[Bitcoin-development] Random order for clients page

Stefan Thomas moon at justmoon.de
Tue Jul 10 09:11:59 UTC 2012

> I wouldn't expect any really important features which don't have
> complicated compromises attached to them to be omitted from all
> clients for all that long.

True, it's those compromises that people should base their decision on.
To make that easier was the motivation for me to suggest feature
matrices in the first place.

Right now if I read Electrum's description, it doesn't say anything
about the tradeoffs with a lightweight client like the slightly weaker
privacy guarantees. At best I could deduce that from the fact that
unlike Bitcoin-Qt it doesn't explicitly list privacy as an advantage.

So applying the same "MyBitcoin test" to the current Bitcoin Clients
page and if you want to be fair, we'd have to assume that if it was
indeed included it would also just be a short pitch listing only pros
and no cons. So it would say something like: "MyBitcoin starts instantly
and is really easy to use and great for beginners." etc.

Obviously if you compare a bad matrix to good short descriptions and
vice versa you'll get the conclusion you're trying to get.

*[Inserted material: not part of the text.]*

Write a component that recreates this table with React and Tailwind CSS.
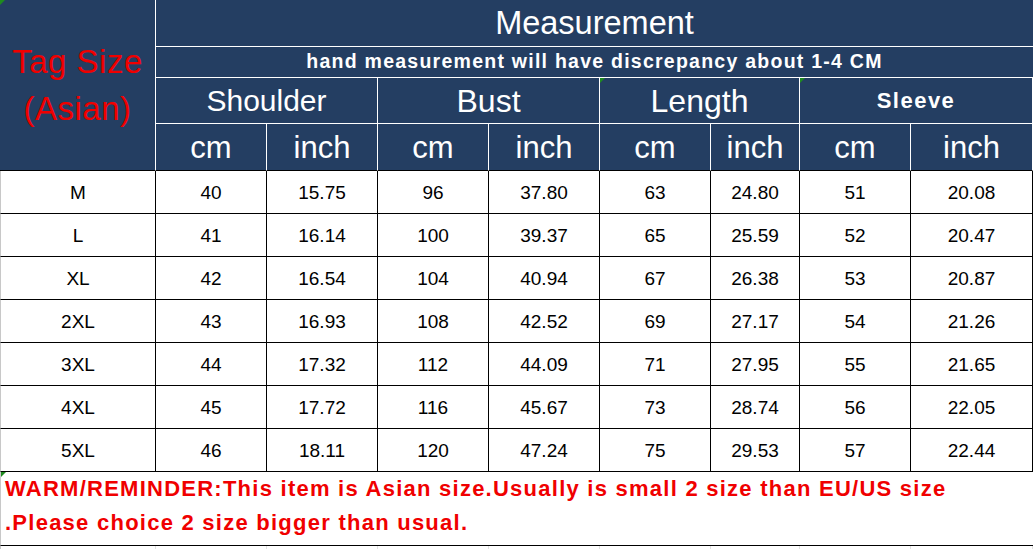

I think Alan had the best idea - let's have the Clients page as it is
and have it link to the wiki for those who want a more detailed
comparison. On the wiki page we can then have explanations of the basic
client types, separate matrices for features and for security/privacy
and whatever else might be useful to know when choosing a client. Then
users who don't really care aren't bothered by "too much information"
and users who do can easily click through and find out about the
different tradeoffs.

On 7/10/2012 5:05 AM, Gregory Maxwell wrote:
> On Mon, Jul 9, 2012 at 10:44 PM, Alan Reiner <etotheipi at gmail.com> wrote:
>> What a feature matrix is good at though is it allows you to very quickly
>> find the specific feature or general criteria you're looking for without
>> reading through all of the text. So it might be a useful addition maybe
>> not on Bitcoin.org, but certainly on the wiki.
> I'm generally not a fan of feature matrixes, they encourage "checkbox
> decision making"— which is seldom very good for the decider, though
> it's much loved by the marketing department that puts together the
> matrix.  But just becase something is loved by marketing departments
> for its ability to set the agenda in variously biased ways doesn't
> mean its a great thing to emulate.
> Take the matrix Luke linked to for example[1].  Now imagine that we
> tunnel MyBitcoin from a year ago and drop it into that table.  It
> would have every light green, except 'encryption' (which wouldn't have
> been green for bitcoin-qt then either). It would basically be the
> dominant option by the matrix comparison, and this is without any
> lobbying to get MyBitcoin specific features (like their shopping chart
> interface) added, not to mention the "_vanishes with everyone's
> money_" feature.
> I don't think I'm being unreasonable to say that if you could drop in
> something that retrospectively cost people a lot into your decision
> matrix and it comes out on top you're doing something wrong.
> In tables like this significant differences like "a remote hacker can
> rob you" get reduced to equal comparison with "chrome spoiler",  and
> it further biases development motivations towards features that make
> nice bullets (even if they're seldom used) vs important infrastructure
> which may invisibly improve usage every day or keeps the network
> secure and worth having.  "Of course I want the fastest startup! Why
> would I choose anything else?" "What do you mean all my bitcoin is
> gone because the four remaining full nodes were taken over and reorged
> it all?"
> I wouldn't expect any really important features which don't have
> complicated compromises attached to them to be omitted from all
> clients for all that long.
> Basically matrixes make bad decision making fast, and by making it
> fast it's more attractive than careful decision making that always
> takes time.  The text is nice because it contextualizes the complete
> feature set and helps you understand why different clients exist, what
> problems they attempt to solve, and what compromises they make. ...
> without making the unrealistic demand of the user they they know how
> to fairly weigh the value of technical and sometimes subtle issues.